You are currently viewing I’ve done sports for a year thanks to ‘Atomic Habits’ – Part 1

Part 1 – Turn working out into an identity-based habit

I’m in my thirties. In those thirty-something years I’ve been alive, there was never a single time after school when I worked out or did any sport consistently for more than a couple of weeks at a time. Well, except for one, weekly Zumba (more about that later). So doing sports for a year consistently would’ve been a miracle.

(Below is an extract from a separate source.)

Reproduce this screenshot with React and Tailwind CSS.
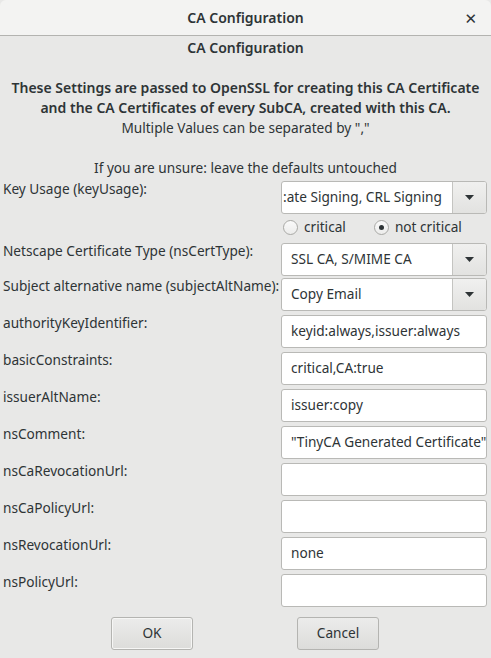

Most of the time it went more like this:

  1. Feel a sudden surge of motivation to get fit.
  2. Start a workout program at home.
  3. Stick to the schedule for 1-2 weeks.
  4. Start slacking off.
  5. Never finish and quit for months (or years).
  6. Repeat.

In January 2023 it all changed when I finally managed to adopt a healthier attitude and set up a schedule I could actually stick to. Now, at the beginning of 2024, I can proudly say, that instead of quitting after a couple of weeks as per usual, I managed to do sports for a year regularly. And it’s all thanks to James Clear’s Atomic Habits.

In this two-part post, I’m gonna share with you how I managed to stay consistent with working out with the help of changing my habits and my attitude. If you also struggle with incorporating sports into your daily routine, read on. If I could do it, you can do it too! 🙂

In Part 1 we’re gonna focus on the difficulties of getting into a sporty lifestyle and how building a habit out of doing sports based on identity change can make it stick easier.

Disclosure: I don’t participate in any affiliate programs. I don’t make any money off of the products I recommend in my posts.

Why is it hard to get into a sporty lifestyle as an adult?

Since I left school, I’ve tried many challenges, routines, and whatnot to get fit, but I could never build a lasting habit out of those attempts. I think many of us struggle with the same problem owing to these factors:

1. You’re not talented at sports

I’m not good at any particular sport or exercise. I was very skinny and weak as a child. I don’t have a good sense of balance and I’ve always been afraid of getting injured. Not everyone is built like an athlete, right? I’m pretty sure at least some of you can relate when I say, gym class was always about surviving.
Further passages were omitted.